Riders use chain tension to their advantage. For instance, if you gas it as you go up a jump ramp the bike will fly higher and farther. If you chop the gas as you go off a jump the bike will stay lower and not go as far in the air. This is all because of tension in the chain. Read on for the technical explanation of chain tension and how it affects bike action.
What effects I will explain: To better understand the effects of
chain tension, we will look at the forces the chain exerts on the rear wheel and
frame, how these forces affect suspension performance, and then discuss how the
rider can use these forces to his advantage on the track.

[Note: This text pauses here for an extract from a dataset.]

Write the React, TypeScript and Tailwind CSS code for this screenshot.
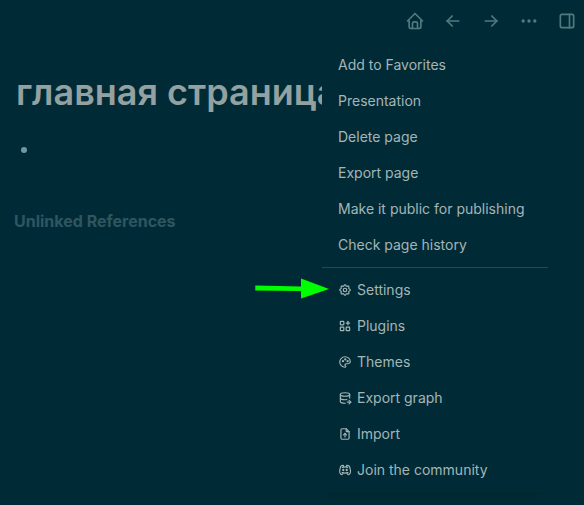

Then we will discuss the pros and cons of the ‘Torque Eliminator”
product’s ability to eliminate these chain reactions.
We will choose some numbers for engine torque, bike & rider weight,
and calculate the approximate lifting force generated by the tension in the
chain. We will ignore some other
forces acting during acceleration so we can focus on chain tension and the
associated lifting forces. This is
not completely accurate, but close enough to make the point of this analysis.
Sketch Explanations: Straight
lines with arrows indicate forces and their direction of application.
Circular lines indicate torque with the arrow showing the direction of
application. The numbers indicate
magnitude. To understand the
effects of a force (straight arrows) drawn at some angle other than vertical or
horizontal, we “resolve” the angled force into its horizontal and vertical
components. In our example, ‘X’
will indicate horizontal and ‘Y’ will indicate vertical forces.
All forces must balance at some force equilibrium condition.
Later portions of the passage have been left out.